I don't think I will ever be able to exceedingly subservient to my husband/boyfriend, ever. I will never give up my career just to stay home and take care of the kids. The most I would go would be to cut back on time spent at work – that's as far as I would go. And even then I would expect my husband to make some compromises too.
As nice as it is to feel protected, I think guys tend to have a wrong interpretation of chivalry. It's like holding the door open or pulling my chair out... I really have no problem doing that, I am perfectly capable of doing it. Of course there are plenty of other less obvious examples, but these are the ones that come off the top of my head. Or like how when it's raining and you share an umbrella, the guy always holds the umbrella. I feel really conflicted because I enjoy such concessions but they perpetuate the sense that girls are weak.
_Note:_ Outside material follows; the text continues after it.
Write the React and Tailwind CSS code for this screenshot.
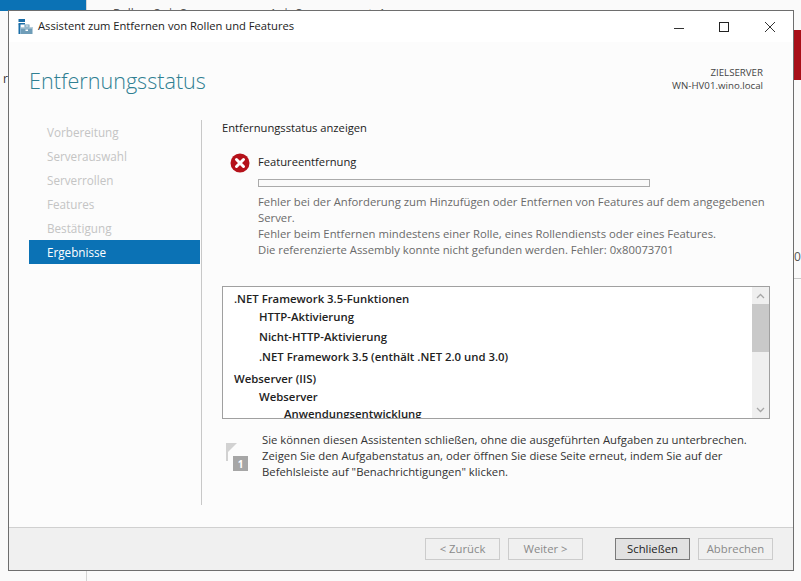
import React from "react";

const nav = ["Vorbereitung", "Serverauswahl", "Serverrollen", "Features", "Bestätigung"];

const rows = [
  { t: ".NET Framework 3.5-Funktionen", c: "pl-[11px]" },
  { t: "HTTP-Aktivierung", c: "pl-[36px]" },
  { t: "Nicht-HTTP-Aktivierung", c: "pl-[36px] mt-[2px]" },
  { t: ".NET Framework 3.5 (enthält .NET 2.0 und 3.0)", c: "pl-[36px] mt-[2px]" },
  { t: "Webserver (IIS)", c: "pl-[11px] mt-[4px]" },
  { t: "Webserver", c: "pl-[36px]" },
  { t: "Anwendungsentwicklung", c: "pl-[61px] mt-[-1px]" },
];

function Btn({ children, primary, className = "" }) {
  return (
    <div
      className={
        "w-[75px] h-[22px] flex items-center justify-center border text-[11.3px] " +
        (primary
          ? "border-[#7a7a7a] bg-[#e1e1e1] text-[#222222] "
          : "border-[#cccccc] bg-[#f0f0f0] text-[#8a8a8a] ") +
        className
      }
    >
      {children}
    </div>
  );
}

function WizardIcon() {
  return (
    <svg width="15" height="15" viewBox="0 0 15 15">
      <rect x="0.5" y="0" width="6.5" height="3" fill="#1b6ea8" />
      <rect x="0.5" y="4" width="6.5" height="1.5" fill="#1b6ea8" />
      <rect x="0.5" y="5" width="2" height="10" fill="#1b6ea8" />
      <rect x="3" y="8" width="11.5" height="7" fill="#6f9db8" />
      <rect x="3" y="8" width="11.5" height="1.5" fill="#b9cfdc" />
      <rect x="7" y="6" width="4" height="2" fill="none" stroke="#6f9db8" />
      <rect x="7.5" y="10.5" width="2.5" height="1.5" fill="#ffffff" />
    </svg>
  );
}

function ErrorIcon() {
  return (
    <svg width="20" height="20" viewBox="0 0 20 20">
      <circle cx="10" cy="10" r="9.5" fill="#b5121b" />
      <path d="M6.5 6.5 L13.5 13.5 M13.5 6.5 L6.5 13.5" stroke="#ffffff" strokeWidth="3" strokeLinecap="round" />
    </svg>
  );
}

function FlagIcon() {
  return (
    <svg width="23" height="28" viewBox="0 0 23 28">
      <rect x="0" y="0" width="2" height="18" fill="#d2d2d2" />
      <path d="M2 0 H11 L2 9 Z" fill="#d2d2d2" />
      <rect x="7" y="13" width="15" height="15" fill="#a6a6a6" />
      <text x="14.5" y="24.5" fontSize="10" fontWeight="700" fill="#ffffff" textAnchor="middle" fontFamily="'Open Sans', sans-serif">1</text>
    </svg>
  );
}

export default function App() {
  return (
    <div className="relative w-[801px] h-[581px] overflow-hidden bg-[#fafafa] font-['Open_Sans',sans-serif]">
      {/* Server manager behind the dialog */}
      <div className="flex h-full">
        <div className="w-[87px] h-full border-r border-[#d4d4d4] shrink-0">
          <div className="h-[11px] bg-[#0b72b5]" />
          <div className="mt-[60px] pl-[3px] text-[12px] leading-[16px] text-[#333333]">r</div>
        </div>
        <div className="pl-[26px] text-[#555555]">
          <div className="mt-[-19px] h-[21px] text-[15px] leading-[21px] font-semibold text-[#333333] whitespace-nowrap">Rollen und Servergruppen</div>
          <div className="mt-[4px] text-[12px] leading-[16px] whitespace-nowrap">
            Rollen: 3 &nbsp;|&nbsp; Servergruppen: 1 &nbsp;|&nbsp; Servergesamt: 1
          </div>
        </div>
      </div>
      <div className="absolute right-0 top-[30px] w-[8px] h-[50px] bg-[#a80f18]" />
      <div className="absolute left-[794px] top-[249px] text-[12px] leading-[16px] text-[#555555]">0</div>
      <div className="absolute left-[794px] top-[278px] w-[7px] h-px bg-[#c8c8c8]" />

      {/* Dialog */}
      <div className="absolute left-[8px] top-[10px] w-[786px] h-[561px] border border-[#6e6e6e] bg-[#fcfcfc] flex flex-col">
        <div className="h-[31px] bg-white flex items-center shrink-0 pl-[9px]">
          <WizardIcon />
          <span className="ml-[5px] text-[11.2px] text-[#222222]">Assistent zum Entfernen von Rollen und Features</span>
          <div className="ml-auto flex items-center">
            <svg width="12" height="12" viewBox="0 0 12 12" className="mr-[33px]">
              <path d="M1 7.5 H11" stroke="#333333" strokeWidth="1" />
            </svg>
            <svg width="12" height="12" viewBox="0 0 12 12" className="mr-[34px]">
              <rect x="1.5" y="1.5" width="9" height="9" fill="none" stroke="#222222" strokeWidth="1" />
            </svg>
            <svg width="12" height="12" viewBox="0 0 12 12" className="mr-[17px]">
              <path d="M1 1 L11 11 M11 1 L1 11" stroke="#333333" strokeWidth="1" />
            </svg>
          </div>
        </div>

        <div className="h-[48px] shrink-0 flex items-start justify-between pl-[20px] pr-[30px]">
          <h1 className="text-[21.6px] leading-[30px] mt-[24px] font-light text-[#2f7f92]">Entfernungsstatus</h1>
          <div className="text-right text-[9.7px] leading-[13px] mt-[24px] text-[#444444]">
            <div>ZIELSERVER</div>
            <div>WN-HV01.wino.local</div>
          </div>
        </div>

        <div className="flex flex-1 min-h-0 mt-[30px] pl-[20px]">
          <div className="w-[171px] shrink-0 text-[11.7px]">
            {nav.map((n) => (
              <div key={n} className="h-[24px] flex items-center pl-[18px] pt-[2px] text-[#c4c4c4]">{n}</div>
            ))}
            <div className="h-[24px] flex items-center pl-[18px] pt-[2px] bg-[#0b72b5] text-white">Ergebnisse</div>
          </div>

          <div className="w-px ml-[1px] h-[385px] bg-[#c8c8c8] shrink-0" />

          <div className="w-[548px] ml-[20px] text-[11.2px]">
            <div className="h-[16px] leading-[16px] text-[#222222]">Entfernungsstatus anzeigen</div>
            <div className="flex mt-[17px]">
              <div className="w-[36px] pl-[8px] shrink-0"><ErrorIcon /></div>
              <div className="flex-1">
                <div className="h-[16px] leading-[16px] pt-[1px] text-[#222222]">Featureentfernung</div>
                <div className="mt-[10px] w-[392px] h-[8px] border border-[#aaaaaa] bg-[#fafafa]" />
                <div className="mt-[7px] leading-[16px] text-[11.3px] text-[#6a6a6a]">
                  <div>Fehler bei der Anforderung zum Hinzufügen oder Entfernen von Features auf dem angegebenen</div>
                  <div>Server.</div>
                  <div>Fehler beim Entfernen mindestens einer Rolle, eines Rollendiensts oder eines Features.</div>
                  <div>Die referenzierte Assembly konnte nicht gefunden werden. Fehler: 0x80073701</div>
                </div>
              </div>
            </div>

            <div className="mt-[28px] h-[133px] border border-[#a0a0a0] bg-white flex overflow-hidden">
              <div className="flex-1 min-w-0 pt-[3px] text-[11.35px] font-semibold text-[#222222] overflow-hidden">
                {rows.map((r) => (
                  <div key={r.t} className={"flex items-center h-[18px] " + r.c}>{r.t}</div>
                ))}
              </div>
              <div className="w-[17px] shrink-0 bg-[#efefef] flex flex-col items-center">
                <div className="h-[17px] flex items-center justify-center">
                  <svg width="9" height="6" viewBox="0 0 9 6"><path d="M1 5 L4.5 1.5 L8 5" fill="none" stroke="#a6a6a6" strokeWidth="1.3" /></svg>
                </div>
                <div className="w-full h-[48px] bg-[#c9c9c9]" />
                <div className="flex-1" />
                <div className="h-[17px] flex items-center justify-center">
                  <svg width="9" height="6" viewBox="0 0 9 6"><path d="M1 1 L4.5 4.5 L8 1" fill="none" stroke="#a6a6a6" strokeWidth="1.3" /></svg>
                </div>
              </div>
            </div>

            <div className="flex mt-[13px]">
              <div className="pl-[4px] pt-[11px] w-[40px] shrink-0"><FlagIcon /></div>
              <div className="leading-[16px] text-[11.3px] text-[#333333]">
                <div>Sie können diesen Assistenten schließen, ohne die ausgeführten Aufgaben zu unterbrechen.</div>
                <div>Zeigen Sie den Aufgabenstatus an, oder öffnen Sie diese Seite erneut, indem Sie auf der</div>
                <div>Befehlsleiste auf "Benachrichtigungen" klicken.</div>
              </div>
            </div>
          </div>
        </div>

        <div className="h-[43px] shrink-0 bg-[#f0f0f0] border-t border-[#d0d0d0] flex items-center pl-[416px]">
          <Btn>&lt; Zurück</Btn>
          <Btn className="ml-[8px]">Weiter &gt;</Btn>
          <Btn primary className="ml-[32px]">Schließen</Btn>
          <Btn className="ml-[8px]">Abbrechen</Btn>
        </div>
      </div>
    </div>
  );
}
And I enjoy such concessions not because "I am a girl", but more because, um... "I am lazy to hold the umbrella, it's not that I can't do it but it makes it so much easier that someone else is doing it for me, saves me a sore in the arm".
Still, though, if the relationship between Mitt and Ann Romney is just as it is reported, then I'm slightly envious. Even till today, although I'm skeptical, deep down I can't accept the idea of marrying someone I am not completely enraptured with. I mean, that might seem kind of stupid but I pondered about it and thought, who in my life have I ever loved just as much as, or more than myself? Certainly no one in my family (I'm going to hell for this), for sure. Of my friends – maybe, in the past, when I was still had a certain naivete and belief that your closest friends were literally worth dying for, but that faith in people has eroded over the years and assumed a wary and doubtful form. And I thought of the people I used to date and the answer came to me almost instantaneously: no, not really.
Am I, then, a heartless and selfish person? I have been this way as long as I remember. Even as a kid. I still strongly believe, though, that if you don't love yourself enough, you will never be able to love someone else quite adequately.
Wow how did this become such a lengthy discourse.